She looked at me, her eyes round with inquiry, and a faint smile of uncertainty on her lips.
“Let me confess that your elucidation helps me but little.”
“Ponder it, Madonna,” I urged her. “Substitute Giovanni Sforza for Belshazzar, Cesare Borgia for King Darius, and you have the key to my parable.”
“But is it indeed so? Does danger threaten Pesaro from that quarter?”
“Aye, does it,” I answered, almost impatiently. “The tide of war is surging up, and presently will whelm us utterly. Yet here sits the Lord Giovanni making merry with balls and masques and burle and banquets, wholly unprepared, wholly unconscious of his peril. There may be no hand to write a warning on his walls—or else, as in the case of Babylon, the hand will write when it is too late to avert the evil—yet there are not wanting other signs for those that have the wit to read them; nor is a wondrous penetration needed.”
“And you think then—” she began.
“I think that if you are obdurate with him, he and your brother may hurry you by force into this union. But if you temporise with half-promises, with suggestions that before Christmas you may grow reconciled to his wishes, he will be patient.”
“But what if Christmas comes and finds us still in this position?”
“It will need a miracle for that; or, at least, the death of Cesare Borgia—an unlikely event, for they say he uses great precautions. Saving the miracle, and providing Cesare lives, I will give the Lord Giovanni’s reign in Pesaro at most two months.”
We had halted now, and were confronting each other in the descending gloom.

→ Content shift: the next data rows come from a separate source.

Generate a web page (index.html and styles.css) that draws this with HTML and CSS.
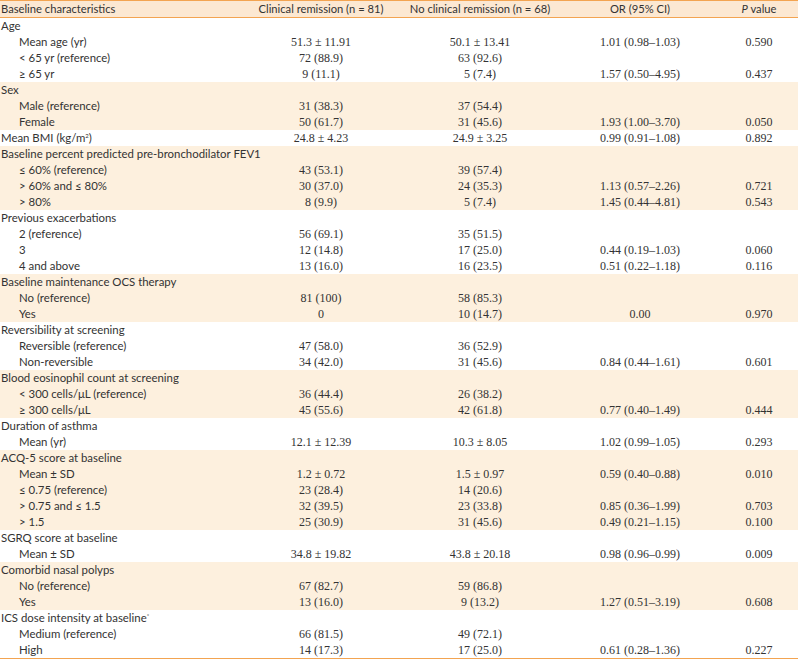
FILE: index.html
```html
<!DOCTYPE html>
<html>
<head>
<meta charset="utf-8">
<link rel="stylesheet" href="styles.css">
</head>
<body>
<table class="tbl">
<colgroup><col class="c-label"><col class="c-a"><col class="c-b"><col class="c-or"><col class="c-p"></colgroup>
<thead>
<tr><th class="lbl">Baseline characteristics</th><th>Clinical remission (n = 81)</th><th>No clinical remission (n = 68)</th><th>OR (95% CI)</th><th><i>P</i> value</th></tr>
</thead>
<tbody>
<tr><td class="grp">Age</td><td></td><td></td><td></td><td></td></tr>
<tr><td class="sub">Mean age (yr)</td><td>51.3 ± 11.91</td><td>50.1 ± 13.41</td><td>1.01 (0.98–1.03)</td><td>0.590</td></tr>
<tr><td class="sub">&lt; 65 yr (reference)</td><td>72 (88.9)</td><td>63 (92.6)</td><td></td><td></td></tr>
<tr><td class="sub">≥ 65 yr</td><td>9 (11.1)</td><td>5 (7.4)</td><td>1.57 (0.50–4.95)</td><td>0.437</td></tr>
</tbody>
<tbody class="alt">
<tr><td class="grp">Sex</td><td></td><td></td><td></td><td></td></tr>
<tr><td class="sub">Male (reference)</td><td>31 (38.3)</td><td>37 (54.4)</td><td></td><td></td></tr>
<tr><td class="sub">Female</td><td>50 (61.7)</td><td>31 (45.6)</td><td>1.93 (1.00–3.70)</td><td>0.050</td></tr>
</tbody>
<tbody>
<tr><td class="grp">Mean BMI (kg/m<sup>2</sup>)</td><td>24.8 ± 4.23</td><td>24.9 ± 3.25</td><td>0.99 (0.91–1.08)</td><td>0.892</td></tr>
</tbody>
<tbody class="alt">
<tr><td class="grp">Baseline percent predicted pre-bronchodilator FEV1</td><td></td><td></td><td></td><td></td></tr>
<tr><td class="sub">≤ 60% (reference)</td><td>43 (53.1)</td><td>39 (57.4)</td><td></td><td></td></tr>
<tr><td class="sub">&gt; 60% and ≤ 80%</td><td>30 (37.0)</td><td>24 (35.3)</td><td>1.13 (0.57–2.26)</td><td>0.721</td></tr>
<tr><td class="sub">&gt; 80%</td><td>8 (9.9)</td><td>5 (7.4)</td><td>1.45 (0.44–4.81)</td><td>0.543</td></tr>
</tbody>
<tbody>
<tr><td class="grp">Previous exacerbations</td><td></td><td></td><td></td><td></td></tr>
<tr><td class="sub">2 (reference)</td><td>56 (69.1)</td><td>35 (51.5)</td><td></td><td></td></tr>
<tr><td class="sub">3</td><td>12 (14.8)</td><td>17 (25.0)</td><td>0.44 (0.19–1.03)</td><td>0.060</td></tr>
<tr><td class="sub">4 and above</td><td>13 (16.0)</td><td>16 (23.5)</td><td>0.51 (0.22–1.18)</td><td>0.116</td></tr>
</tbody>
<tbody class="alt">
<tr><td class="grp">Baseline maintenance OCS therapy</td><td></td><td></td><td></td><td></td></tr>
<tr><td class="sub">No (reference)</td><td>81 (100)</td><td>58 (85.3)</td><td></td><td></td></tr>
<tr><td class="sub">Yes</td><td>0</td><td>10 (14.7)</td><td>0.00</td><td>0.970</td></tr>
</tbody>
<tbody>
<tr><td class="grp">Reversibility at screening</td><td></td><td></td><td></td><td></td></tr>
<tr><td class="sub">Reversible (reference)</td><td>47 (58.0)</td><td>36 (52.9)</td><td></td><td></td></tr>
<tr><td class="sub">Non-reversible</td><td>34 (42.0)</td><td>31 (45.6)</td><td>0.84 (0.44–1.61)</td><td>0.601</td></tr>
</tbody>
<tbody class="alt">
<tr><td class="grp">Blood eosinophil count at screening</td><td></td><td></td><td></td><td></td></tr>
<tr><td class="sub">&lt; 300 cells/μL (reference)</td><td>36 (44.4)</td><td>26 (38.2)</td><td></td><td></td></tr>
<tr><td class="sub">≥ 300 cells/μL</td><td>45 (55.6)</td><td>42 (61.8)</td><td>0.77 (0.40–1.49)</td><td>0.444</td></tr>
</tbody>
<tbody>
<tr><td class="grp">Duration of asthma</td><td></td><td></td><td></td><td></td></tr>
<tr><td class="sub">Mean (yr)</td><td>12.1 ± 12.39</td><td>10.3 ± 8.05</td><td>1.02 (0.99–1.05)</td><td>0.293</td></tr>
</tbody>
<tbody class="alt">
<tr><td class="grp">ACQ-5 score at baseline</td><td></td><td></td><td></td><td></td></tr>
<tr><td class="sub">Mean ± SD</td><td>1.2 ± 0.72</td><td>1.5 ± 0.97</td><td>0.59 (0.40–0.88)</td><td>0.010</td></tr>
<tr><td class="sub">≤ 0.75 (reference)</td><td>23 (28.4)</td><td>14 (20.6)</td><td></td><td></td></tr>
<tr><td class="sub">&gt; 0.75 and ≤ 1.5</td><td>32 (39.5)</td><td>23 (33.8)</td><td>0.85 (0.36–1.99)</td><td>0.703</td></tr>
<tr><td class="sub">&gt; 1.5</td><td>25 (30.9)</td><td>31 (45.6)</td><td>0.49 (0.21–1.15)</td><td>0.100</td></tr>
</tbody>
<tbody>
<tr><td class="grp">SGRQ score at baseline</td><td></td><td></td><td></td><td></td></tr>
<tr><td class="sub">Mean ± SD</td><td>34.8 ± 19.82</td><td>43.8 ± 20.18</td><td>0.98 (0.96–0.99)</td><td>0.009</td></tr>
</tbody>
<tbody class="alt">
<tr><td class="grp">Comorbid nasal polyps</td><td></td><td></td><td></td><td></td></tr>
<tr><td class="sub">No (reference)</td><td>67 (82.7)</td><td>59 (86.8)</td><td></td><td></td></tr>
<tr><td class="sub">Yes</td><td>13 (16.0)</td><td>9 (13.2)</td><td>1.27 (0.51–3.19)</td><td>0.608</td></tr>
</tbody>
<tbody class="last">
<tr><td class="grp">ICS dose intensity at baseline<sup>*</sup></td><td></td><td></td><td></td><td></td></tr>
<tr><td class="sub">Medium (reference)</td><td>66 (81.5)</td><td>49 (72.1)</td><td></td><td></td></tr>
<tr><td class="sub">High</td><td>14 (17.3)</td><td>17 (25.0)</td><td>0.61 (0.28–1.36)</td><td>0.227</td></tr>
</tbody>
</table>
</body>
</html>
```
FILE: styles.css
```css
html, body {
  margin: 0;
  padding: 0;
  background: #ffffff;
}
.tbl {
  width: 798px;
  border-collapse: collapse;
  table-layout: fixed;
  color: #333333;
  font-family: "Liberation Serif", serif;
  font-size: 12px;
}
.c-label { width: 242px; }
.c-a { width: 158px; }
.c-b { width: 160px; }
.c-or { width: 160px; }
.c-p { width: 78px; }
.tbl th {
  font-family: Lato, "Liberation Sans", sans-serif;
  font-weight: normal;
  font-size: 11.2px;
  height: 16px;
  line-height: 16px;
  padding: 0;
  text-align: center;
  background: #fce8d2;
  border-top: 1px solid #f3a451;
  border-bottom: 1px solid #f3a451;
  white-space: nowrap;
}
.tbl th.lbl {
  text-align: left;
  padding-left: 1px;
}
.tbl td {
  height: 16px;
  line-height: 16px;
  padding: 0;
  text-align: center;
  white-space: nowrap;
}
.tbl td.grp,
.tbl td.sub {
  font-family: Lato, "Liberation Sans", sans-serif;
  font-size: 11.4px;
  text-align: left;
}
.tbl td.grp { padding-left: 1px; }
.tbl td.sub { padding-left: 19px; }
.tbl sup {
  font-size: 6px;
  line-height: 0;
  vertical-align: 4px;
}
.alt td { background: #fdf0de; }
.last tr:last-child td { border-bottom: 1px solid #f3a451; }
```
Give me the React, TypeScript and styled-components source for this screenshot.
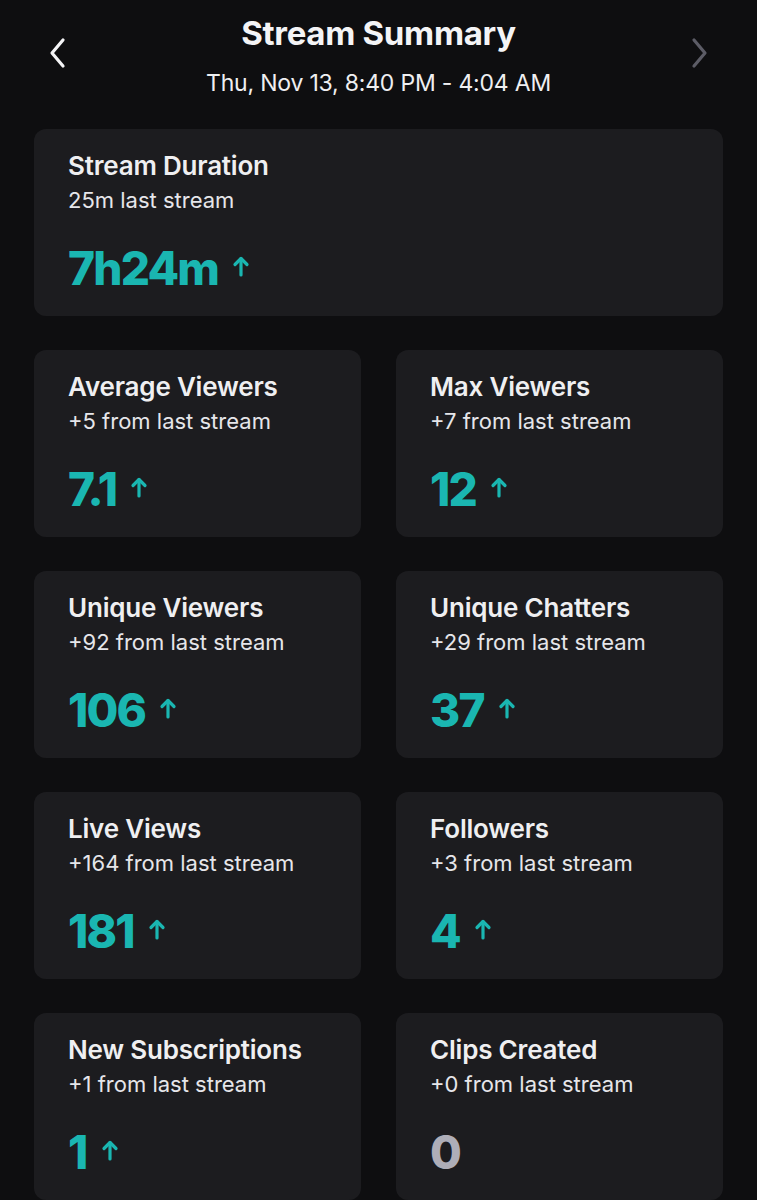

“Lazzaro, dear friend,” she cried, almost with gaiety, “I was wise to take counsel with you. You have planted in my heart a very vigorous growth of hope.”
We turned soon after, and started to retrace our steps, for she might be ill-advised to remain absent overlong.
I left her on the terrace in a very different spirit from that in which she had come to me, bearing with me her promise that she would act as I had advised her. No doubt I had taken a load from her gentle soul, and oddly enough I had taken, too, a load from mine.
Things fell out as I said they would in far as Giovanni Sforza and Filippo were concerned. Madonna’s seeming amenability to their wishes stayed their insistence, and they could but respect her wishes to let the betrothal be delayed yet a little while. And during the weeks that followed, it was I scarce know whether more pitiable or more amusing to see the efforts that Giovanni made to win her ardently desired affection.
Love has sharp eyes at times, and a dullard under the influence of the baby god will turn shrewd and exert rare wiles in the conduct of his wooing. Giovanni, by some intuition usually foreign to his dull nature, seemed to divine what manner of man would be Madonna Paola’s ideal, and strove to pass himself off as possessed of the attributes of that ideal, with an ardour that was pitiably comical. He became an actor by the side of whom those comedians that played impromptus for his delectation were the merest bunglers with the art. He gathered that Madonna Paola loved the poets and their stately diction, and so, to please her better, he became a poet for the season.